Brokers. An AIM company must also appoint and at all times retain an AIM broker who must be an LSE member firm. This broker may be the same entity as the Nomad and will be responsible for facilitating dealings in the company's shares, assessing market conditions, gauging the demand for the company's shares and actively marketing them to investors. The broker is required to use its best endeavors to match buy and sell orders for the company's shares, if there is no other broker who has committed to do so.

Interviews; applicable minimums. There is no requirement for an applicant company to conduct interviews with the AIM team at the LSE as part of the admission process. Neither is there any requirement for foreign companies to have or maintain a minimum number of security holders or a minimum trading price for their securities. There is also no requirement to have a minimum percentage or number of shares that must be held in public hands (a public float) at the time of admission or from time to time after admission.

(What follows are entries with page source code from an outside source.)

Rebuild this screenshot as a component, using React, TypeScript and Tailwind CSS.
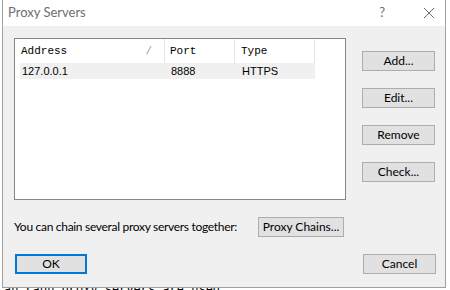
export default function App() {
  const btn =
    "flex h-[20px] items-center justify-center border border-[#adadad] bg-[#e1e1e1] text-[12px] text-black";

  return (
    <div className="relative h-[290px] w-[450px] overflow-hidden bg-white font-['Lato',sans-serif]">
      {/* window behind the dialog */}
      <div className="absolute left-[4px] top-[283px] whitespace-nowrap font-['Liberation_Mono',monospace] text-[12px] leading-[14px] text-black">
        an ragu proxy servers are used
      </div>

      <div className="absolute left-[2px] top-0 flex h-[288px] w-[444px] flex-col border border-t-0 border-[#a0a0a0] bg-[#f0f0f0]">
        {/* title bar */}
        <div className="flex h-[26px] shrink-0 items-center bg-white pl-[5px] pr-[10px]">
          <span className="text-[13px] text-[#6e6e6e]">Proxy Servers</span>
          <span className="ml-auto mr-[38px] text-[13px] text-[#6e6e6e]">?</span>
          <svg width="12" height="12" viewBox="0 0 12 12" className="text-[#6e6e6e]">
            <path d="M1 1L11 11M11 1L1 11" stroke="currentColor" strokeWidth="1" />
          </svg>
        </div>

        <div className="flex pl-[11px] pt-[12px]">
          {/* list view */}
          <div className="h-[162px] w-[332px] border border-[#828790] bg-white pl-[5px]">
            <div className="flex h-[24px] items-center font-['Liberation_Mono',monospace] text-[11px] text-black">
              <div className="flex h-full w-[145px] items-center justify-between border-r border-[#e5e5e5] pl-[1px] pr-[12px]">
                <span>Address</span>
                <span className="text-[#9a9a9a]">/</span>
              </div>
              <div className="flex h-full w-[70px] items-center border-r border-[#e5e5e5] pl-[5px]">Port</div>
              <div className="flex h-full w-[80px] items-center border-r border-[#e5e5e5] pl-[6px]">Type</div>
            </div>
            <div className="flex h-[16px] w-[295px] items-center bg-[#f0f0f0] font-['Liberation_Sans',sans-serif] text-[11px] text-black">
              <div className="w-[145px] pl-[2px]">127.0.0.1</div>
              <div className="w-[70px] pl-[6px]">8888</div>
              <div className="w-[80px] pl-[7px]">HTTPS</div>
            </div>
          </div>

          {/* side buttons */}
          <div className="ml-[16px] flex flex-col gap-[17px] pt-[13px]">
            <div className={`${btn} w-[73px]`}>Add...</div>
            <div className={`${btn} w-[73px]`}>Edit...</div>
            <div className={`${btn} w-[73px]`}>Remove</div>
            <div className={`${btn} w-[73px]`}>Check...</div>
          </div>
        </div>

        <div className="mt-[17px] flex items-center pl-[11px]">
          <span className="w-[244px] whitespace-nowrap text-[12px] tracking-[-0.3px] text-black">
            You can chain several proxy servers together:
          </span>
          <div className={`${btn} w-[86px] whitespace-nowrap`}>Proxy Chains...</div>
        </div>

        <div className="mt-[17px] flex items-center justify-between pl-[12px] pr-[9px]">
          <div className="flex h-[20px] w-[72px] items-center justify-center border-2 border-[#0078d7] bg-[#e1e1e1] text-[12px] text-black">
            OK
          </div>
          <div className={`${btn} w-[73px]`}>Cancel</div>
        </div>
      </div>
    </div>
  );
}
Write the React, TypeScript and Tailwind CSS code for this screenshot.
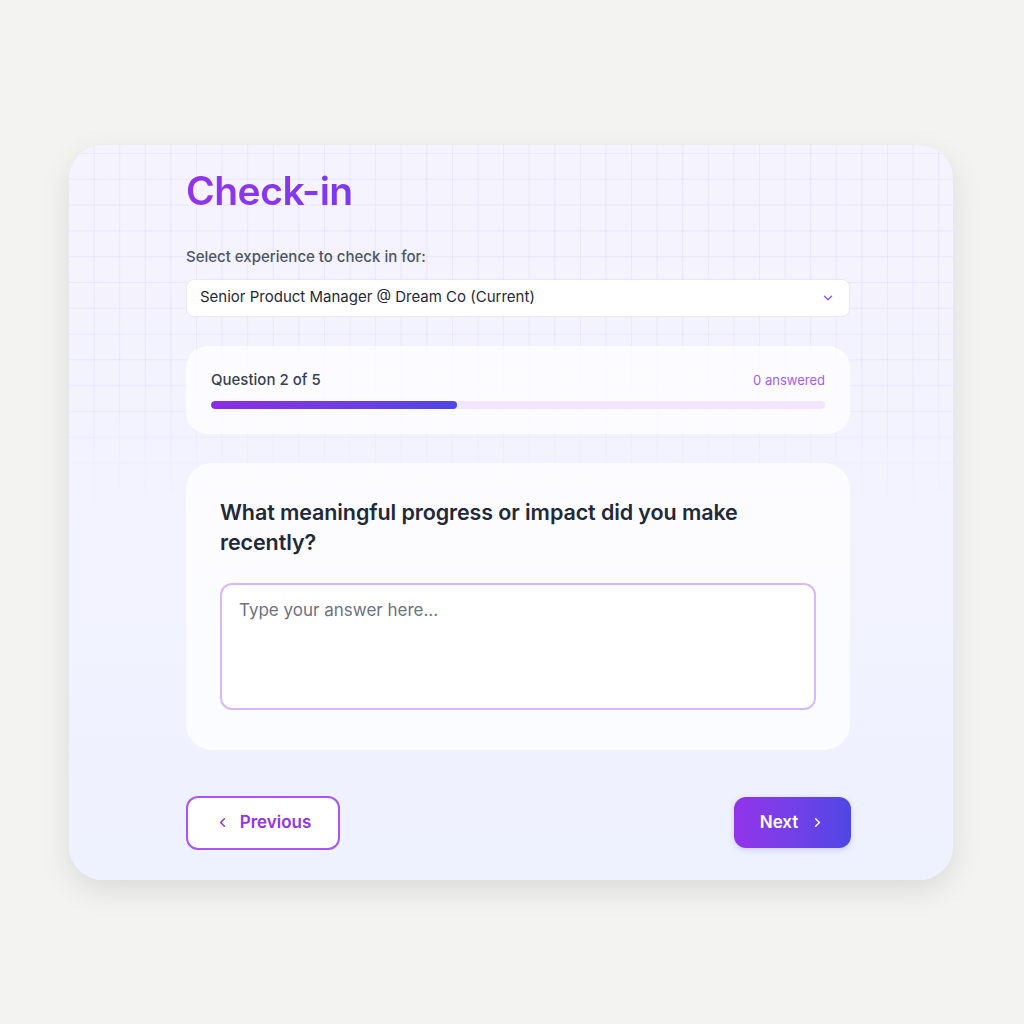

Lock-in. The AIM Rules provide that where an applicant's main activity is a business which has not been independent and earning revenue for at least two years, it must ensure that all related parties (as specified below) and applicable employees as at the date of admission agree not to dispose of any interest in its securities for one year from the admission of its securities. This is commonly referred to as the lock-in. Underwriters will also typically require that directors and any major shareholders agree to a lock-in and orderly market restrictions. Related parties include directors and their associates as well as substantial shareholders who hold any legal or beneficial interest, directly or indirectly, in 10% or more of any class of AIM security or 10% or more of the voting rights of an AIM company, and their respective family members. Applicable employees include those, together with their family members, with a holding or interest, directly or indirectly, in 0.5% or more of any class of AIM security. There are no other requirements for any shares to be placed into escrow (or otherwise be restrained from being traded, such as through lock-in or lock-up arrangements) in connection with the admission. Note that major shareholders would not typically be required to be subject to a lock-in restriction if such shareholder became a major shareholder by participating in the admission of the company to AIM, at the same price as the public.

Currency; settlement. There are no restrictions on the currency denomination of securities. There is no requirement for securities to be settled within a particular clearing system or registered with a particular share transfer agent. However, all shares admitted must be capable of electronic settlement. Typically, shares are settled through the CREST electronic settlement system (CREST) operated by Euroclear UK and Ireland. Only the shares of companies incorporated in the United Kingdom, the Republic of Ireland, Jersey, Guernsey and the Isle of Man are eligible for direct participation in CREST. Companies incorporated in other jurisdictions therefore usually establish a depository arrangement with a UK bank or other provider which will issue depository interests representing the company's underlying shares as depository interests which are eligible for settlement within CREST. Depository interests are a settlement mechanism and are not the same as depositary receipts.

Other requirements. There is no requirement for an AIM company to retain a compliance adviser, other than a Nomad (as described above).

The shares for which admission to trading on AIM is sought must be freely transferable, except where either:

  • In a particular jurisdiction, statute or regulation places restrictions upon transferability.
  • The company is seeking to limit the number of shareholders domiciled in a particular country to ensure that it does not become subject to statute or regulation in that jurisdiction and AIM accepts this.

There are no significant further admission or maintenance requirements applicable to a foreign company other than described above.

The requirements described in this section do not vary from what would be expected of a domestic company, save in relation to settlement in CREST, as described above.